- January 17, 2018
- Posted by: CIP Journal
- Category: Uncategorized
On January 16, 2018, the Department of Homeland Security (DHS) and the Department of Justice (DOJ) released a report revealing that three out of every four, or 402, individuals convicted of international terrorism-related charges in U.S. federal courts between September 11, 2001, and December 31, 2016 were foreign-born.
“My top priority as Secretary of Homeland Security is to ensure the safety and security of the American people,” said Secretary Nielsen. “This report is a clear reminder of why we cannot continue to rely on immigration policy based on pre-9/11 thinking that leaves us woefully vulnerable to foreign-born terrorists, and why we must examine our visa laws and continue to intensify screening and vetting of individuals traveling to the United States to prevent terrorists, criminals, and other dangerous individuals from reaching our country”.

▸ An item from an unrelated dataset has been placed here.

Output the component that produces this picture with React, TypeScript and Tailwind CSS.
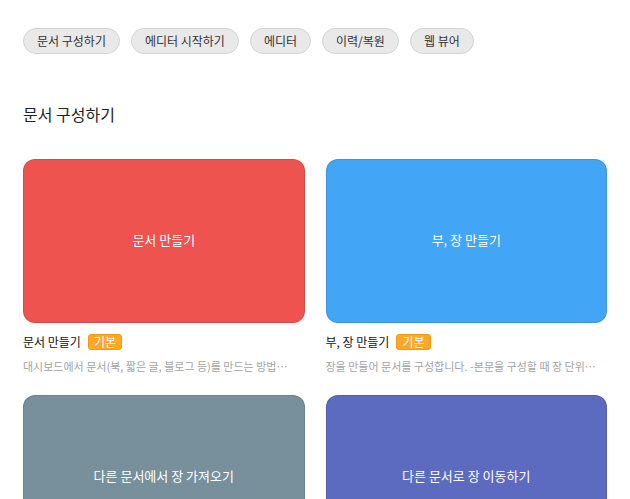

The report reveals that at least 549 individuals were convicted of international terrorism-related charges in U.S. federal courts between September 11, 2001, and December 31, 2016. An analysis conducted by DHS determined that approximately 73 percent (402 of these 549 individuals) were foreign-born. Breaking down the 549 individuals by citizenship status at the time of their respective convictions reveals that:
- 254 were not U.S. citizens;
- 148 were foreign-born, naturalized and received U.S. citizenship; and,
- 147 were U.S. citizens by birth.
Section 11 of Executive Order requires the Secretary of Homeland Security, in consultation with the Attorney General, to collect and make publicly available the following information:
- Information regarding the number of foreign nationals in the United States who have been charged with terrorism-related offenses while in the United States; convicted of terrorism-related offenses while in the United States; or removed from the United States based on terrorism-related activity, affiliation with or provision of material support to a terrorism-related organization, or any other national-security-related reasons;
- Information regarding the number of foreign nationals in the United States who have been radicalized after entry into the United States and who have engaged in terrorism-related acts, or who have provided material support to terrorism-related organizations in countries that pose a threat to the United States;
- Information regarding the number and types of acts of gender-based violence against women, including so-called “honor killings,” in the United States by foreign nationals; and,
- Any other information relevant to public safety and security as determined by the Secretary of Homeland Security or the Attorney General, including information on the immigration status of foreign nationals charged with major offenses.